If your architecture uses a CDU boundary, ensure the organization treats the CDU as a monitored system (not a hidden box). As one example of typical CDU features and interfaces (manifolds, quick connectors, facility water tie-in), see Coolnetpower’s product page for Coolant Distribution Units (CDU).

Mixed-density airflow hygiene

Hybrid halls fail in predictable ways when airflow “hygiene” is ignored.

Common failure modes to actively prevent:

Empty U-spaces and cable clutter creating recirculation paths
High-density rows pulling air from unintended pathways due to pressure imbalances
Inconsistent blanking/containment discipline across teams
Temporary changes (maintenance, lab equipment) that become permanent without review

Treat airflow hygiene as an operational standard with audits and ownership, especially when only part of the hall is liquid-cooled.

Skills and maintenance

A hybrid facility needs two kinds of readiness:

Technical readiness: staff can service both air-side and liquid-side equipment safely (connectors, coolant handling, water quality basics).
Process readiness: alarms have owners; maintenance windows and rollback procedures exist; commissioning is repeatable.

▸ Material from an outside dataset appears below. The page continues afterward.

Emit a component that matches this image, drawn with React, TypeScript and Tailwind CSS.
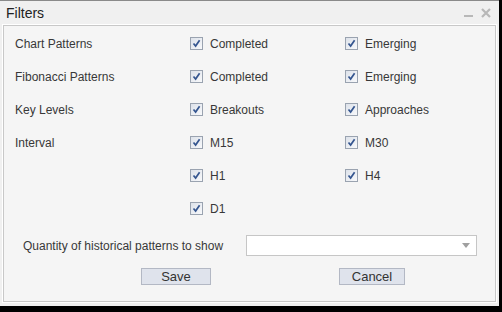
import React from "react";

function Check({ label }: { label: string }) {
  return (
    <div className="flex items-center gap-[7px]">
      <span className="flex h-[13px] w-[13px] items-center justify-center border border-[#9aa3b0] bg-gradient-to-br from-[#dde2ea] to-[#f8f9fb]">
        <svg width="9" height="9" viewBox="0 0 9 9">
          <path d="M1.5 4.5 L3.6 7 L7.6 1.2" fill="none" stroke="#34558f" strokeWidth="1.7" />
        </svg>
      </span>
      <span>{label}</span>
    </div>
  );
}

const rows: [string, string | null, string | null][] = [
  ["Chart Patterns", "Completed", "Emerging"],
  ["Fibonacci Patterns", "Completed", "Emerging"],
  ["Key Levels", "Breakouts", "Approaches"],
  ["Interval", "M15", "M30"],
  ["", "H1", "H4"],
  ["", "D1", null],
];

export default function App() {
  return (
    <div className="h-[312px] w-[502px] bg-black font-['Liberation_Sans',sans-serif] text-[12px] text-[#383838]">
      <div className="flex h-[306px] w-[499px] flex-col border-t border-[#8a8a8a] bg-[#f0f0f0]">
        <div className="flex h-[24px] items-center justify-between pl-[6px] pr-[8px]">
          <span className="text-[14px] text-[#222]">Filters</span>
          <div className="flex items-center gap-[8px]">
            <span className="mt-[6px] h-[2px] w-[9px] bg-[#b8b8b8]" />
            <svg width="10" height="10" viewBox="0 0 10 10">
              <path d="M1 1 L9 9 M9 1 L1 9" stroke="#b8b8b8" strokeWidth="2.2" />
            </svg>
          </div>
        </div>
        <div className="mx-[3px] mb-[4px] flex flex-1 flex-col border border-[#c8c8c8] bg-[#f5f5f5] outline outline-1 outline-white">
          <div className="flex flex-col pt-[1px]">
            {rows.map(([label, a, b], i) => (
              <div key={i} className="flex h-[33px] items-center">
                <span className="w-[186px] pl-[11px]">{label}</span>
                <div className="w-[155px]">{a && <Check label={a} />}</div>
                <div>{b && <Check label={b} />}</div>
              </div>
            ))}
          </div>
          <div className="mt-[10px] flex items-center">
            <span className="w-[242px] pl-[19px]">Quantity of historical patterns to show</span>
            <div className="flex h-[21px] w-[231px] items-center justify-end border border-[#c6c6c6] bg-white pr-[6px]">
              <svg width="8" height="5" viewBox="0 0 8 5">
                <path d="M0 0 L8 0 L4 5 Z" fill="#a0a0a0" />
              </svg>
            </div>
          </div>
          <div className="mt-[12px] flex gap-[128px] pl-[137px]">
            <button className="h-[17px] w-[70px] border border-[#b3b8c4] bg-[#dfe3ec] text-[13px] leading-none text-[#333]">
              Save
            </button>
            <button className="h-[17px] w-[66px] border border-[#b3b8c4] bg-[#dfe3ec] text-[13px] leading-none text-[#333]">
              Cancel
            </button>
          </div>
        </div>
      </div>
    </div>
  );
}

The skills gap is real, but it’s manageable if you plan training and spares strategy as part of the deployment pathway—not after the first incident.

Conclusion

Hybrid wins in the near term because most sites will remain mixed-density for years. Liquid leads in dedicated AI/HPC blocks because it provides a scalable path for sustained high density with better controllability.

To choose reliably:

Map density, climate, and retrofit limits to cooling choices using the decision matrix.
Track PUE, WUE, ERE and ROI over time with consistent definitions and measurement boundaries.

Next steps: run a pilot on the highest-value row or pod, validate performance and operational response, then scale the reference architecture.

Pro Tip: If you want a quick internal alignment artifact, convert the matrix inputs into a one-page commissioning checklist and use it in every design review.